² It’s not like the processor notices that you broke the rule. What actually happens is that the instructions beyond the first controlled instruction may find themselves executed incorrectly if a hardware interrupt occurs while the CPU is in the middle of the IT block.

1 comment

Comments are closed. Login to edit/delete your existing comments

  • Avatar
    Aaron Giles

    The single-instruction IT limitation may seem weird, but it was an (ultimately doomed) attempt to help processor architects optimize IT usage. The idea was that eventually you would be able to configure the processor to run in a mode where only these forms of IT were permitted.

    In this mode, the processor could treat the 16-bit IT instruction plus the subsequent 16-bit instruction as a new single 32-bit conditional instruction.
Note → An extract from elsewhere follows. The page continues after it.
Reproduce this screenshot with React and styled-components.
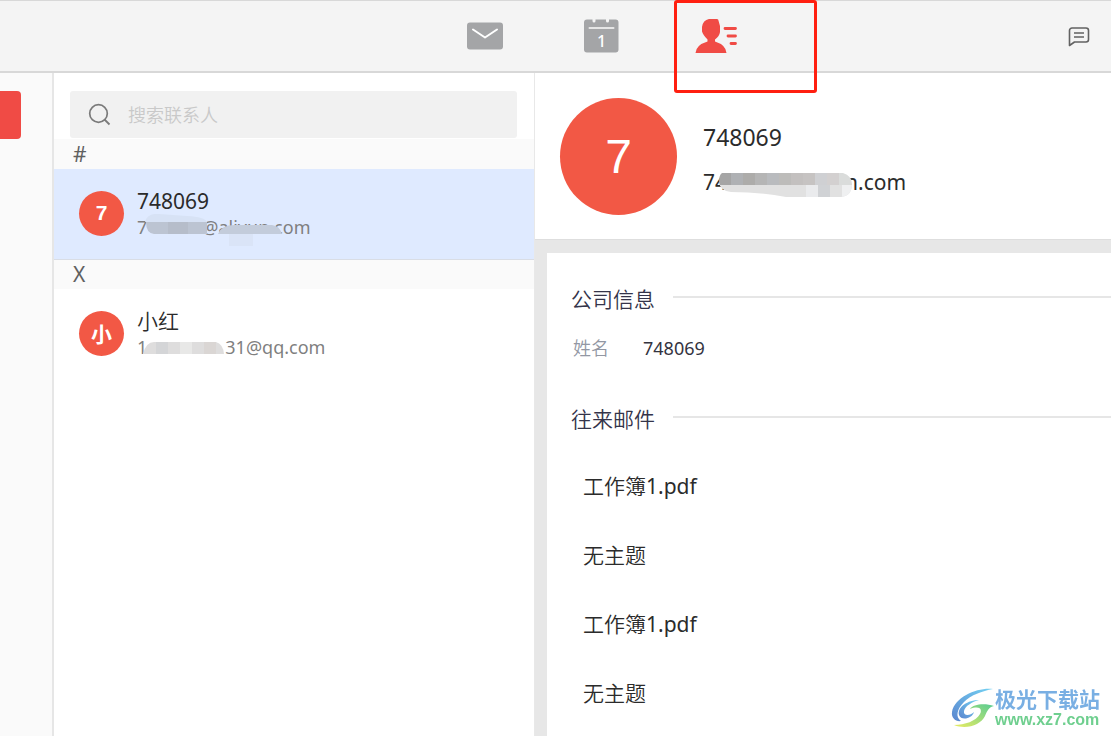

By doing so, you eliminate a lot of the complexity of IT that slows down its implementation, such as maintaining the status bits that track where you were in the 4-instruction IT sequence, plus you get rid of other oddities that the microarchitects disliked.

    This idea was introduced just as Windows was settling on its ABI, and since it held the promise of making things faster, it was decided to adopt it up front rather than trying to backtrack it later. It wasn’t too limiting (made the compiler simpler, honestly), and there was no significant performance degradation from adding this limitation. (With branch predictors getting bigger and better all the time, conditional execution tends to really only benefit truly unpredictable code anyway.)